Provenance
Private collection, Vienna
Alexander Rothaug was born in Vienna in 1870, and received his first painting
lessons from his father. In 1884 he began an apprenticeship as a sculptor with
Johann Schindler. Between 1885 and 1892 Rothaug studied at the Vienna
Academy under Franz Rumpler, Christian Griepenkerl, and the Orientalist
painter Leopold Carl Müller, under whom he studied until Müller’s death in
1892. He was awarded the Lampi Prize in 1888 and the Golden Füger Medal in
1889. With Müller he studied in the special school for history painting, and
received the 1890 Special School Award.
In 1892 Rothaug moved to Munich, attending the Academy there. In 1900, he
started to exhibit, and was also employed for several years as an illustrator for
the humorous German Journal Fliegende Blätter . In 1896 he married Ottilie
Lauterkorn and traveled to Dalmatia, Bosnia, Spain, Italy and Germany.
Around 1910 Rothaug moved back to Vienna and became a member of the
Vienna Künstlerhaus. In 1911 there was an extensive article about the artist in
the journal Art Revue . In 1913 he received the Drasche Prize. Rothaug died in
Vienna in 1946.
Inspired by Classical mythology and German Legends, Alexander Rothaug was
greatly influenced by the German Symbolist painter and sculptor Franz von
Stuck. Rather than a precisely defined movement, Symbolism was an artistic
current that found outlets in literature, painting and music. It is customary to
attribute its birth to the year 1886, when the French poet Jean Moréas published
his Manifeste , which contained a key phrase that described symbolism’s aims:
‘To clothe the Ideal in a form perceptible to the senses.’ In Brussels the same
year L’Art modern spread awareness of his premise and explained, ‘Nature seen
through temperament is the famous formula of naturalism. Temperament seen
through nature, and even without nature, must, it seems, be the formula of
innovators.’ In answer to the question of whether the Real or the Subjective
should be given precedence, the article added, ‘Symbolism replies: Nature
should only serve as an accessory to convey the dreams of the brain.’ The
placing of greater importance on the Ideal rather than the material is at the very
core of Symbolism.
The present work, once called “Aphrodite”, seems rather to depict Flora. In
Greek and Roman mythology Flora is the goddess of flowers and springtime.
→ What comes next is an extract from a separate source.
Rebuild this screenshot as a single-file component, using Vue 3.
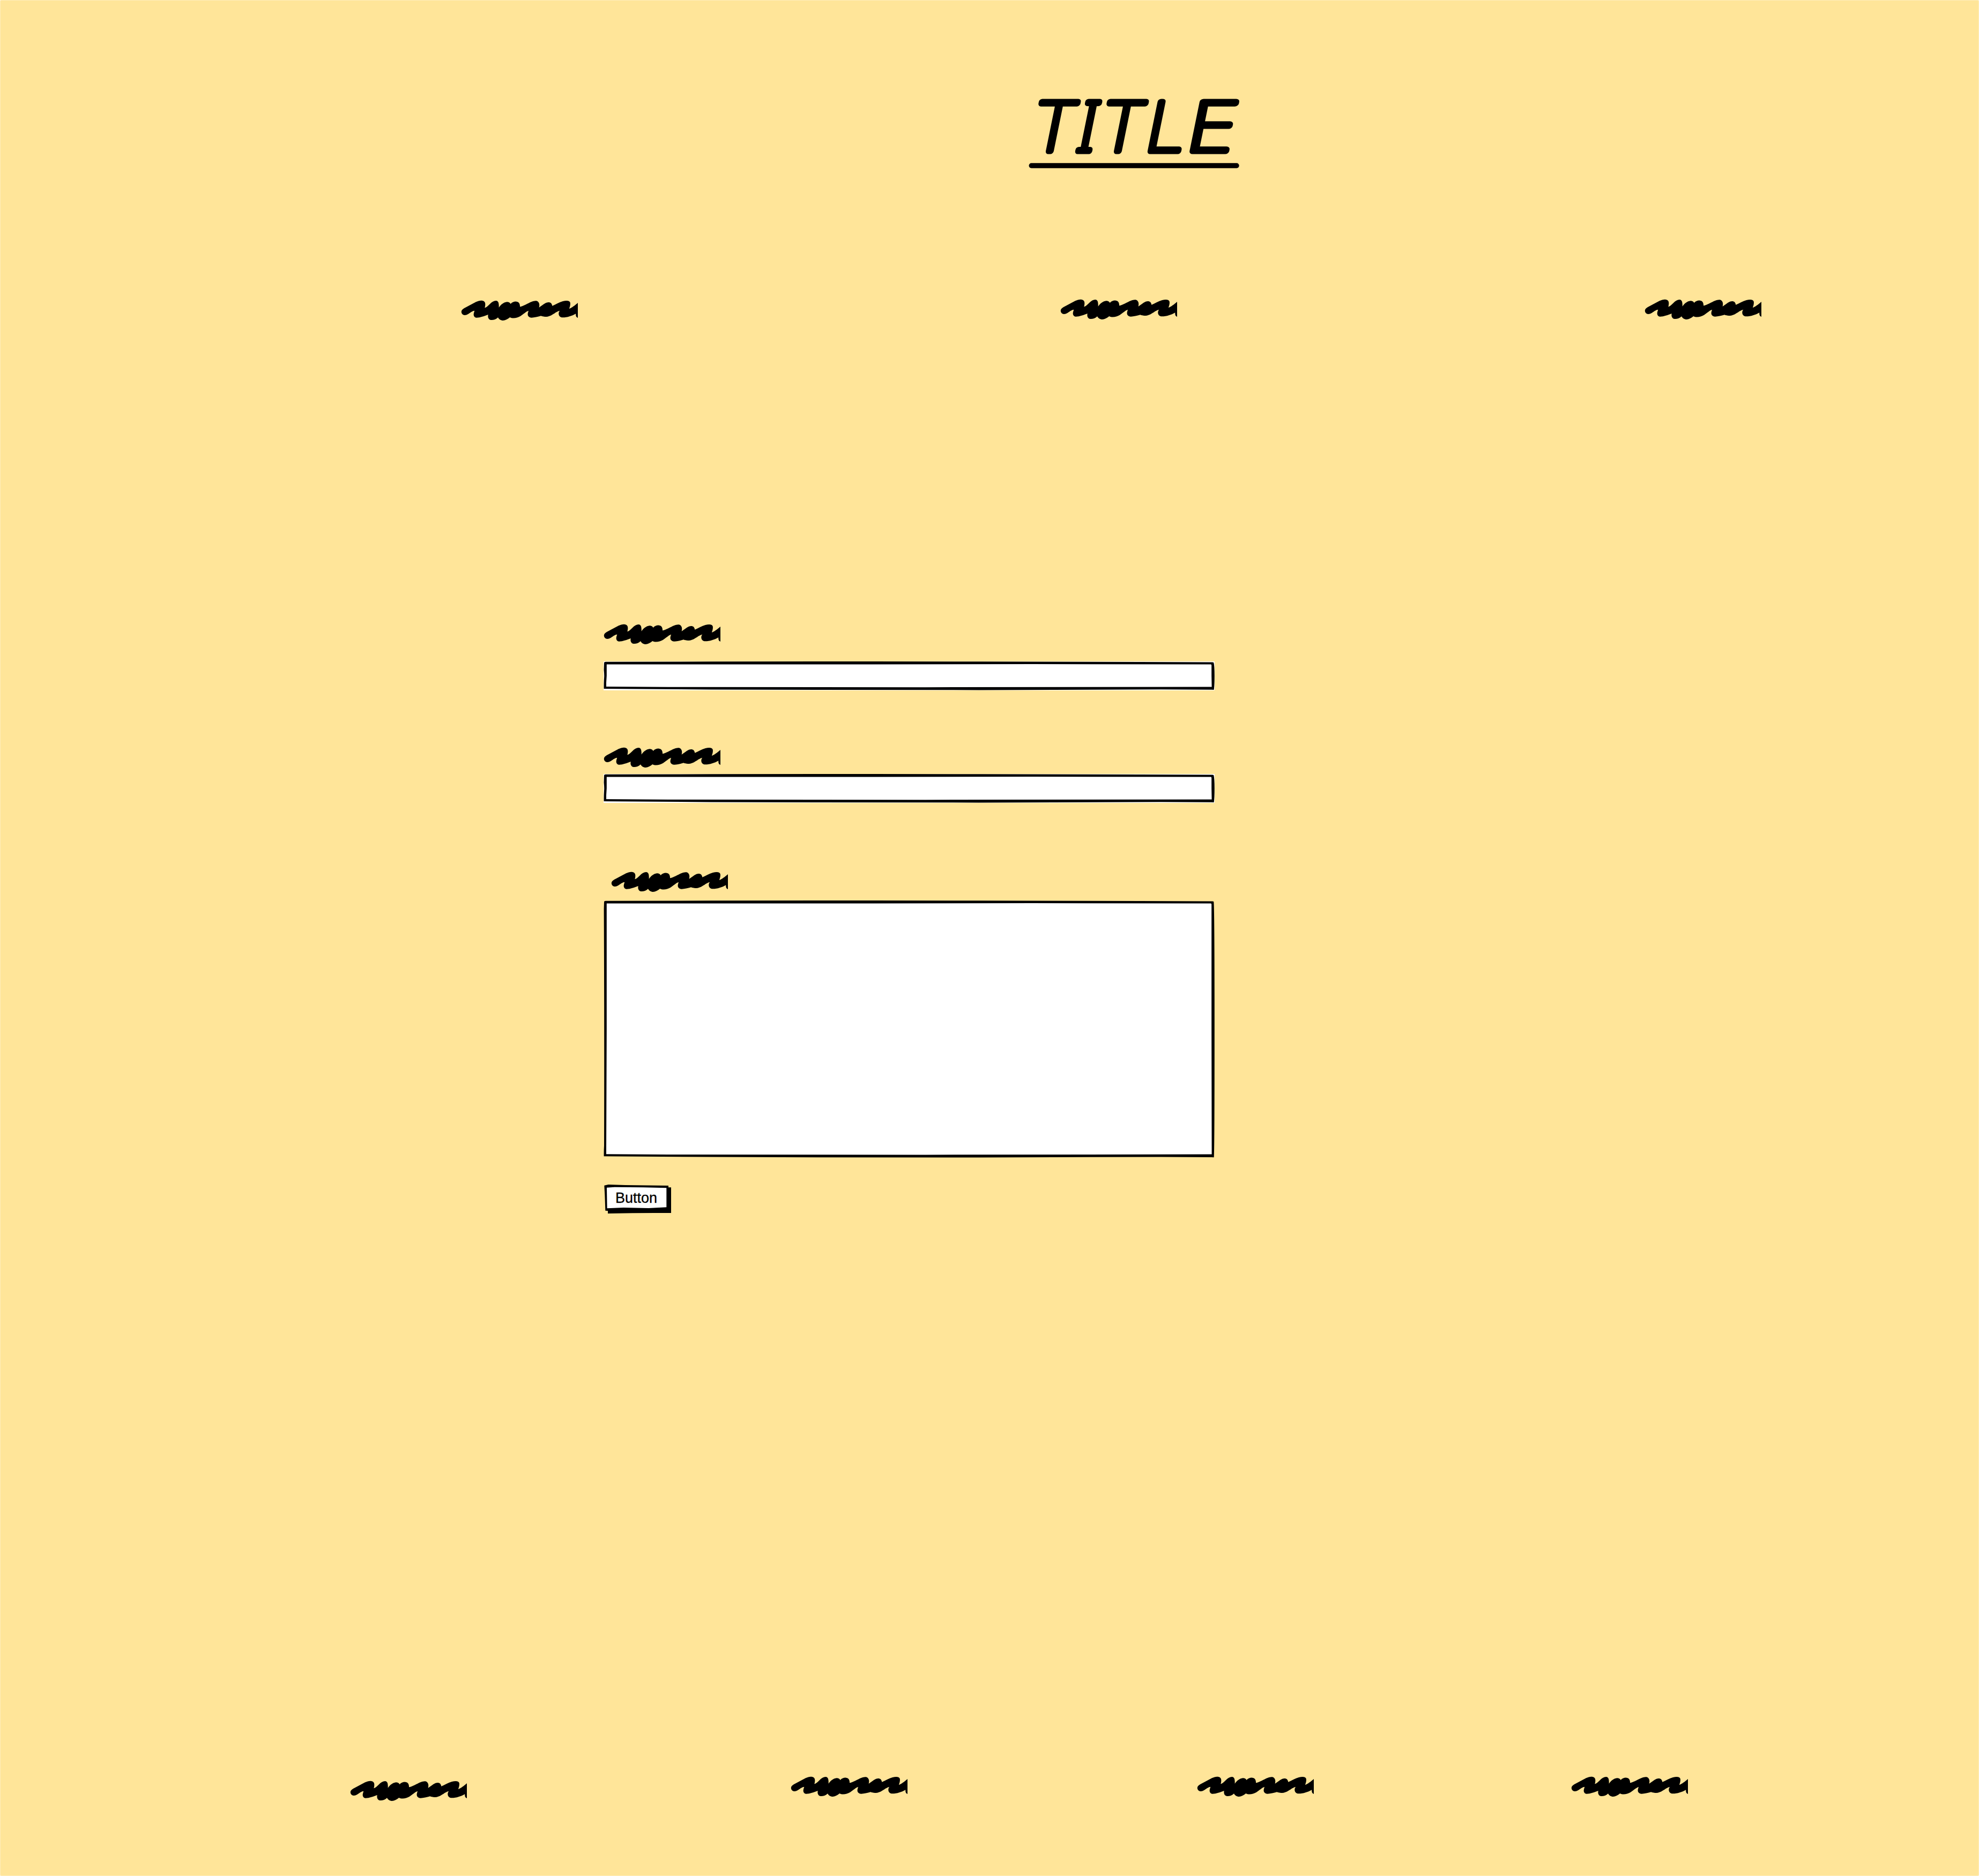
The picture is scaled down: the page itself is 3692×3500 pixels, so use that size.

One morning the goddess came upon the lifeless body of a woodland nymph.
Saddened by the innocent creature’s fate, Flora transformed the nymph’s body
into a flower. She called out to Zephyrus, her husband and keeper of the West
Wind, to blow away the clouds so that Apollo might allow the sun to cast down
its warming rays. To this, Aphrodite would add beauty, and Dionysus a nectar
of intoxicating aroma, while the three Graces further bestowed upon the blossom
the gifts of charm, joy, and splendor. All agreed that this new bloom was “The
Queen of Flowers.” Aphrodite named the flower Rose , dedicating it to her son,
Eros, the god of love.
Based on the format, the composition may have been a preparatory sketch for a
decorative program featuring the four winds. A number of Rothaug’s decorative
cycles employ panels, most notably that in the Nibelungenlounge at the Grand
Hotel de l’Europe in Bad Gastein. Completed in the 1920s, it features 12 large
nearly square painted panels. Recently, a smaller panel Boreas and Oreithyia
appeared on the art market (fig. 1). It is of a similar proportion to our drawing
and the female figure, Oreithyia, the object of Boreas’ unwelcome advances,
also has red, windswept hair and is partly enveloped in billowing drapes. The
two designs could, conceivably, have been part of the same decorative program.